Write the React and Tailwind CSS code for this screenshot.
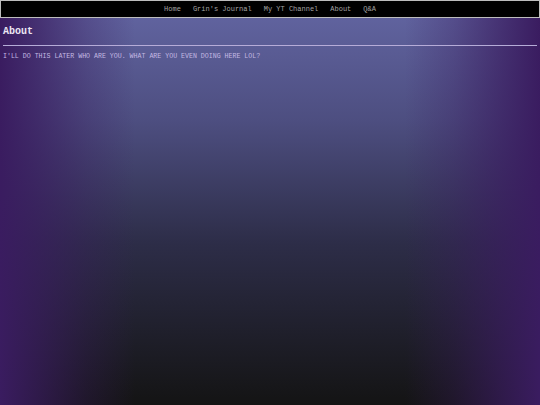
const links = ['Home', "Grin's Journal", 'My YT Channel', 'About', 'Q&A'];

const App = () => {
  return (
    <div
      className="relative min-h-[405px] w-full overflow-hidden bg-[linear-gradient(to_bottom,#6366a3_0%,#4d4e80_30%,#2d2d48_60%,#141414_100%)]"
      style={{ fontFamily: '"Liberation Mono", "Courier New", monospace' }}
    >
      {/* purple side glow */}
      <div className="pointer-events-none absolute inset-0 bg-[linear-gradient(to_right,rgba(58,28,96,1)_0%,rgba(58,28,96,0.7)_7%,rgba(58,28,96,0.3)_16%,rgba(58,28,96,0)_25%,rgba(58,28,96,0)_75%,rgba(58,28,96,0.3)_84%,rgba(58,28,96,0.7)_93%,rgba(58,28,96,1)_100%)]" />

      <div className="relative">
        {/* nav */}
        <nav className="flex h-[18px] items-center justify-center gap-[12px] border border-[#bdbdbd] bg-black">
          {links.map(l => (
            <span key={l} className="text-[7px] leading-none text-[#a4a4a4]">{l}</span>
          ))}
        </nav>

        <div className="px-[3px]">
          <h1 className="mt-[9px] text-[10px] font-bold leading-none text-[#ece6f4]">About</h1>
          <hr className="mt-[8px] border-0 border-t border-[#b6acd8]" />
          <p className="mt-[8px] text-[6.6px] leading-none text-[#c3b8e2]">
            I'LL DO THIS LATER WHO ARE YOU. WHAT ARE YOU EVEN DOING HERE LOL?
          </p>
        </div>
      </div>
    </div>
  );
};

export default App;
==
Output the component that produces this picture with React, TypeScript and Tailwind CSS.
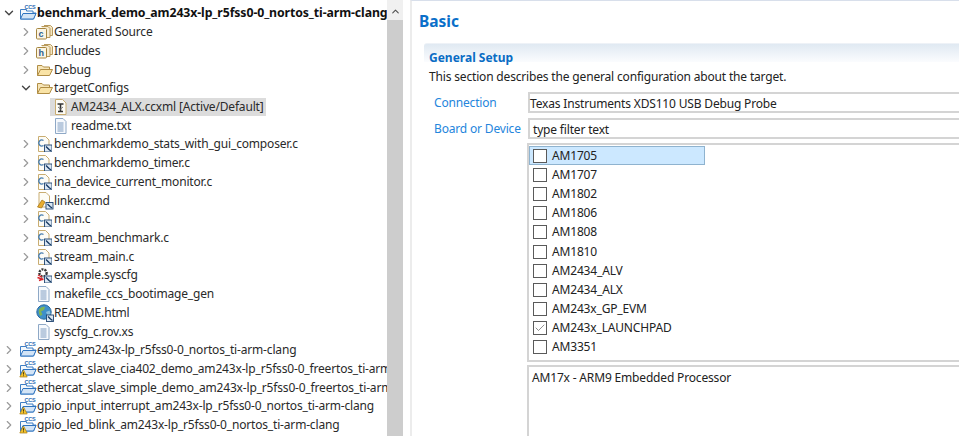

• [THE PROBLEM]
Compute the number of lines above that contain the string "Tailwind". Reply with that value only.

• [TASK OUTPUT]
2